The surface sulfur reservoir is in intimate contact with the mantle. Over long time scales, exchange with the mantle has influenced the surface reservoir size and possibly its isotopic composition. Processes delivering sulfur to the Earth surface from the mantle include volcanic outgassing, hydrothermal input, and ocean crust weathering. The sulfide fixed in ocean crust as a consequence of hydrothermal sulfate reduction, and subduction of sedimentary sulfides, represent return pathways of sulfur to the mantle. The importance of these different pathways in influencing the size of the surface sulfur reservoir depends on the particulars of ocean and atmosphere chemistry. During times of banded iron formation when the oceans contained dissolved iron, sulfide from submarine hydrothermal activity was precipitated on the seafloor and subsequently subducted back into the mantle and, therefore, had little impact on the surface sulfur reservoir size. With sulfidic ocean bottom water conditions, which may have occurred through long stretches of the Mesoproterozoic and Neoproterozoic, significant amounts of sulfide is subducted into the mantle. When the oceans are oxic, sulfide subduction is unimportant, and an additional source, ocean crust weathering, delivers sulfur to the Earth surface. Thus, under oxic conditions the surface environment accumulates sulfur, and probably has for most of the last 700 million years.

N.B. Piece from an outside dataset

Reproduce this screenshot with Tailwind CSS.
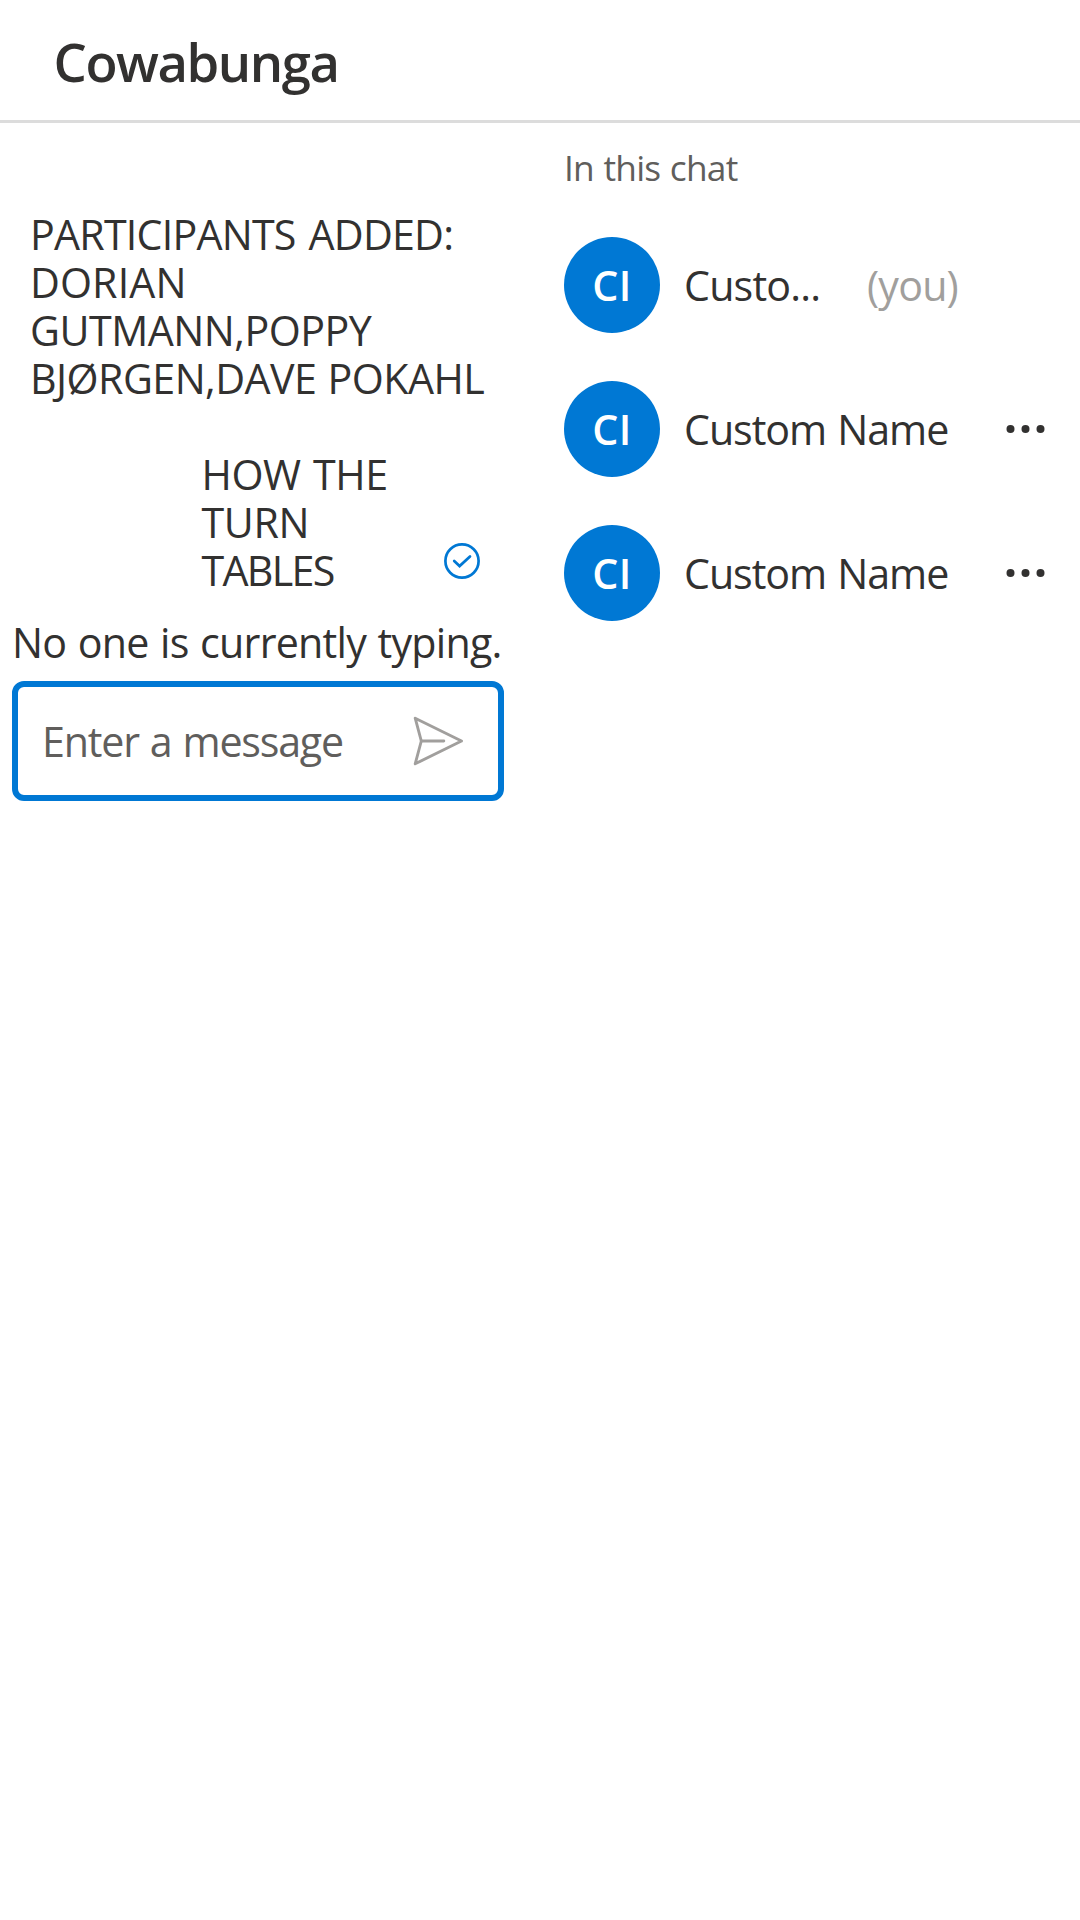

Mass balance modeling suggests that the surface sulfur reservoir may have peaked in size in the early Mesoproterozoic, declined to a minimum in the Neoproterozoic, and increased to its present size through the Phanerozoic. The exchange of sulfur between the mantle and the surface environment can also influence the isotopic composition of the surface reservoir. Modeling shows that the subduction of 34S-depleted sulfur through the Mesoproterzoic could have significantly increased the average {delta}34S of the surface reservoir into the late Neoproterozoic. The preserved isotope record through the Neoproterozoic is well out of balance, with the average {delta}34S for sulfate and sulfide both exceeding the modern crustal average. This imbalance could be explained, at least partly, if the crustal average was more 34S-enriched than at present, as the modeling presented here suggests.